If you only want to return the bipartitions of the list you can utilize more_iterools.set_partions:

>>> from more_itertools import set_partitions
>>>
>>> def get_bipartions(lst):
...     half_list_len = len(lst) // 2
...     if len(lst) % 2 == 0:
...         return list(
...             map(tuple, [
...                 p
...                 for p in set_partitions(lst, k=2)
...                 if half_list_len == len(p[0])
...             ]))
...     else:
...         return list(
...             map(tuple, [
...                 p
...                 for p in set_partitions(lst, k=2)
...                 if abs(half_list_len - len(p[0])) < 1
...             ]))
...
>>> get_bipartions(['A', 'B', 'C'])
[(['A'], ['B', 'C']), (['B'], ['A', 'C'])]
>>> get_bipartions(['A', 'B', 'C', 'D'])
[(['A', 'B'], ['C', 'D']), (['B', 'C'], ['A', 'D']), (['A', 'C'], ['B', 'D'])]
>>> get_bipartions(['A', 'B', 'C', 'D', 'E'])
[(['A', 'B'], ['C', 'D', 'E']), (['B', 'C'], ['A', 'D', 'E']), (['A', 'C'], ['B', 'D', 'E']), (['C', 'D'], ['A', 'B', 'E']), (['B', 'D'], ['A', 'C', 'E']), (['A', 'D'], ['B', 'C', 'E'])]

Answer 2

I think this does what you want (explanations in comments):

# Main function
def get_all_possible_partitions(lst, c):
    yield from _get_all_possible_partitions_rec(lst, c, [False] * len(lst), [])
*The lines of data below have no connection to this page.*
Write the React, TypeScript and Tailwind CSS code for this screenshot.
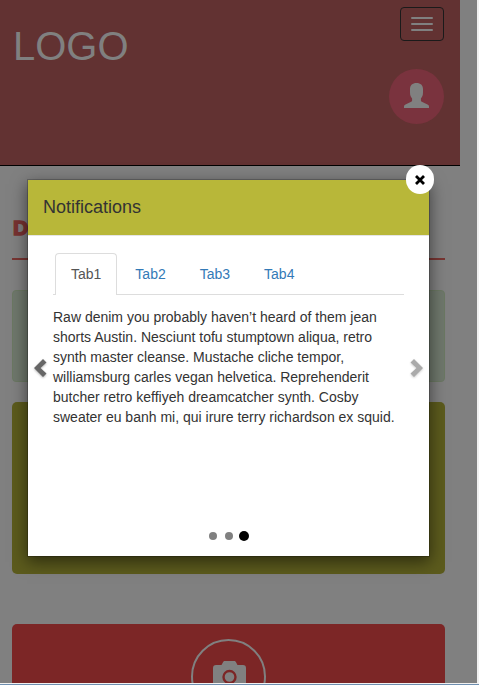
import React from "react";

const tabs = ["Tab1", "Tab2", "Tab3", "Tab4"];

const lines = [
  "Raw denim you probably haven’t heard of them jean",
  "shorts Austin. Nesciunt tofu stumptown aliqua, retro",
  "synth master cleanse. Mustache cliche tempor,",
  "williamsburg carles vegan helvetica. Reprehenderit",
  "butcher retro keffiyeh dreamcatcher synth. Cosby",
  "sweater eu banh mi, qui irure terry richardson ex squid.",
];

function Header() {
  return (
    <header className="flex h-[166px] w-[460px] justify-between border-b border-black bg-[#623232] pl-[13px] pr-4">
      <div className="pt-[23px] text-[40px] leading-[46px] text-[#808080]">LOGO</div>
      <div className="flex flex-col items-end pt-[7px]">
        <button className="flex h-[34px] w-11 flex-col items-center justify-center gap-1 rounded border border-[#1a1a1a]">
          <span className="h-0.5 w-[22px] rounded-[1px] bg-[#808080]" />
          <span className="h-0.5 w-[22px] rounded-[1px] bg-[#808080]" />
          <span className="h-0.5 w-[22px] rounded-[1px] bg-[#808080]" />
        </button>
        <div className="mt-7 flex size-[55px] justify-center rounded-full bg-[#7a333e] pt-[14px]">
          <svg width="25" height="25" viewBox="0 0 25 25" fill="#808080">
            <path d="M12.5 0C8.500 0 6 2.200 6 6v3.500c0 2.700.8 4.600 2.100 6v2c0 .7-.3 1-.9 1.300L1.500 21.500C.5 22 0 22.600 0 23.500V25h25v-1.500c0-.9-.5-1.500-1.500-2l-5.700-2.700c-.6-.3-.9-.6-.9-1.300v-2c1.300-1.400 2.100-3.300 2.100-6V6c0-3.800-2.500-6-6.500-6z" />
          </svg>
        </div>
      </div>
    </header>
  );
}

function Page() {
  return (
    <div className="h-[683px] w-[477px] overflow-hidden bg-[#808080]">
      <Header />
      <main className="ml-3 w-[433px]">
        <h2 className="h-[94px] border-b-2 border-[#783532] pl-px pt-[49px] text-[21px] font-black leading-[26px] text-[#783231] [-webkit-text-stroke:1.500px_#783231]">
          D
        </h2>
        <div className="mt-[30px] h-[92px] rounded border border-[#6b7863] bg-[#6f786c]" />
        <div className="mt-5 h-[172px] rounded-[5px] bg-[#5c5b1d]" />
        <div className="mt-[50px] flex h-[172px] justify-center rounded-[5px] bg-[#7c2626] pt-[15px]">
          <div className="flex size-[75px] justify-center rounded-full border-2 border-[#808080] pl-px pt-5">
            <svg width="33" height="29" viewBox="0 0 33 29">
              <path
                fill="#808080"
                d="M3 4h5.500L10 1.200C10.400.4 11 0 12 0h9c1 0 1.600.4 2 1.200L24.500 4H30c2 0 3 1.200 3 3v19c0 2-1 3-3 3H3c-2 0-3-1-3-3V7c0-1.800 1-3 3-3z"
              />
              <circle cx="16.500" cy="16" r="6" fill="none" stroke="#7c2626" strokeWidth="2.400" />
            </svg>
          </div>
        </div>
      </main>
    </div>
  );
}

function Modal() {
  return (
    <div className="absolute left-[27px] top-[179px] flex h-[378px] w-[403px] flex-col border border-black/20 bg-white bg-clip-padding shadow-[0_5px_15px_rgba(0,0,0,0.5)]">
      <div className="h-14 border-b border-[#e5e5e5] bg-[#b8b739] pl-[15px] pt-[15px] text-[18px] leading-[25px] text-[#333]">
        Notifications
      </div>
      <div className="flex-1 pl-[25px] pr-[25px] pt-[17px] text-sm">
        <nav className="flex h-[42px] gap-0.5 border-b border-[#ddd] pl-0.5">
          {tabs.map((tab, i) => (
            <a
              key={tab}
              className={
                i === 0
                  ? "h-[42px] rounded-t border border-b-0 border-[#ddd] bg-white px-[15px] pt-[10px] leading-5 text-[#555]"
                  : "h-[42px] border border-transparent px-[15px] pt-[10px] leading-5 text-[#337ab7]"
              }
            >
              {tab}
            </a>
          ))}
        </nav>
        <div className="mt-3 leading-5 text-[#333]">
          {lines.map((line) => (
            <p key={line} className="whitespace-nowrap">
              {line}
            </p>
          ))}
        </div>
      </div>
      <div className="flex h-10 items-center justify-center gap-2">
        <span className="size-2 rounded-full bg-[#808080]" />
        <span className="size-2 rounded-full bg-[#808080]" />
        <span className="-ml-0.5 size-[10px] rounded-full bg-black" />
      </div>
      <button className="absolute -top-[15px] left-[378px] flex h-[29px] w-7 items-center justify-center rounded-full bg-white">
        <svg width="10" height="10" viewBox="0 0 10 10" stroke="#000" strokeWidth="2.800" fill="none" className="mt-px">
          <path d="M1 1l8 8M9 1l-8 8" />
        </svg>
      </button>
      <svg className="absolute left-[5px] top-[178px] drop-shadow-[0_1px_1px_rgba(0,0,0,0.3)]" width="15" height="20" viewBox="0 0 15 20" fill="#666">
        <path d="M10 1l3.500 3.500L7.500 10l6 5.500L10 19 1 10z" />
      </svg>
      <svg className="absolute left-[381px] top-[178px] drop-shadow-[0_1px_1px_rgba(0,0,0,0.2)]" width="15" height="20" viewBox="0 0 15 20" fill="#aaa">
        <path d="M5 1L1.500 4.500l6 5.500-6 5.500L5 19l9-9z" />
      </svg>
    </div>
  );
}

export default function App() {
  return (
    <div className="relative h-[685px] w-[479px] overflow-hidden border-b border-[#6f8fb0] bg-[#f0f0f0] font-['Liberation_Sans',Arial,sans-serif]">
      <Page />
      <Modal />
    </div>
  );
}
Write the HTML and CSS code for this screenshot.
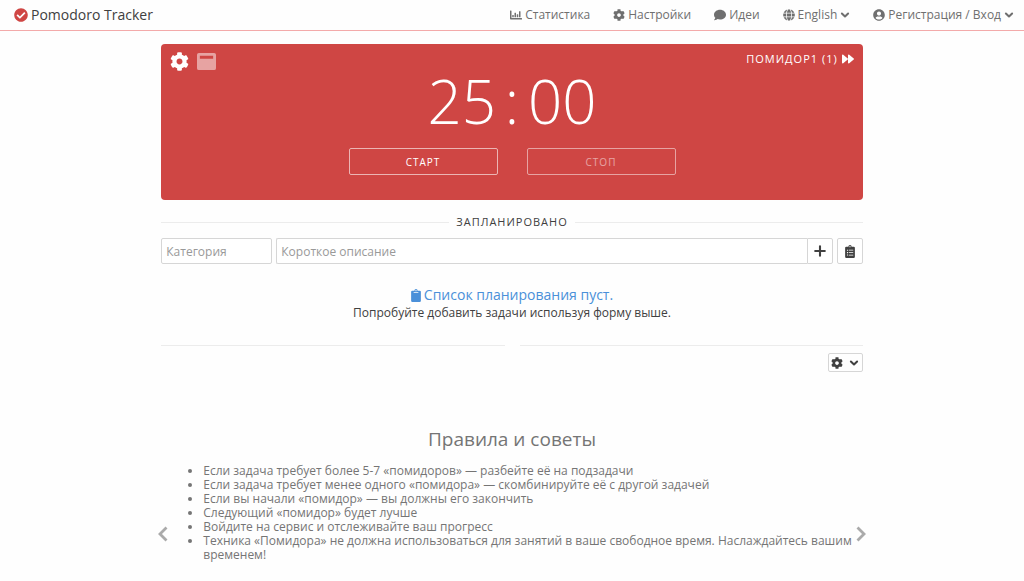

# Produces partitions recursively
def _get_all_possible_partitions_rec(lst, c, picked, partition):
    # If all elements have been picked it is a complete partition
    if all(picked):
        yield tuple(partition)
    else:
        # Get all possible subsets of unpicked elements
        for subset in _get_all_possible_subsets_rec(lst, c, picked, [], 0):
            # Add the subset to the partition
            partition.append(subset)
            # Generate all partitions that complete the current one
            yield from _get_all_possible_partitions_rec(lst, c, picked, partition)
            # Remove the subset from the partition
            partition.pop()

# Produces all possible subsets of unpicked elements
def _get_all_possible_subsets_rec(lst, c, picked, current, idx):
    # If we have gone over all elements finish
    if idx >= len(lst): return
    # If the current element is available and fits in the subset
    if not picked[idx] and len(lst[idx]) <= c:
        # Mark it as picked
        picked[idx] = True
        # Add it to the subset
        current.append(lst[idx])
        # Generate the subset
        yield tuple(current)
        # Generate all possible subsets extending this one
        yield from _get_all_possible_subsets_rec(lst, c - len(lst[idx]), picked, current, idx + 1)
        # Remove current element
        current.pop()
        # Unmark as picked
        picked[idx] = False
    # Only allow skip if it is not the first available element
    if len(current) > 0 or picked[idx]:
        # Get all subsets resulting from skipping current element
        yield from _get_all_possible_subsets_rec(lst, c, picked, current, idx + 1)

# Test
k = [[1, 1, 1], [2, 2], [3], [4]]
c = 4
partitions = list(get_all_possible_partitions(k, c))
print(*partitions, sep='\n')

Output:

(([1, 1, 1],), ([2, 2],), ([3],), ([4],))
(([1, 1, 1],), ([2, 2],), ([3], [4]))
(([1, 1, 1],), ([2, 2], [3]), ([4],))
(([1, 1, 1],), ([2, 2], [3], [4]))
(([1, 1, 1],), ([2, 2], [4]), ([3],))
(([1, 1, 1], [3]), ([2, 2],), ([4],))
(([1, 1, 1], [3]), ([2, 2], [4]))
(([1, 1, 1], [4]), ([2, 2],), ([3],))
(([1, 1, 1], [4]), ([2, 2], [3]))

Answer 3

If all elements in the list are unique, then you can use bit.

Assume k = [a,b,c], which length is 3, then there are 2^3 - 1 = 7 partions:

if you use bit to compresent a, b, c, there will be

001 -> [c]
010 -> [b]
011 -> [b, c]
100 -> [a]
101 -> [a,c]
110 -> [a,b]
111 -> [a,b,c]

so, the key to solving this question is obvious now.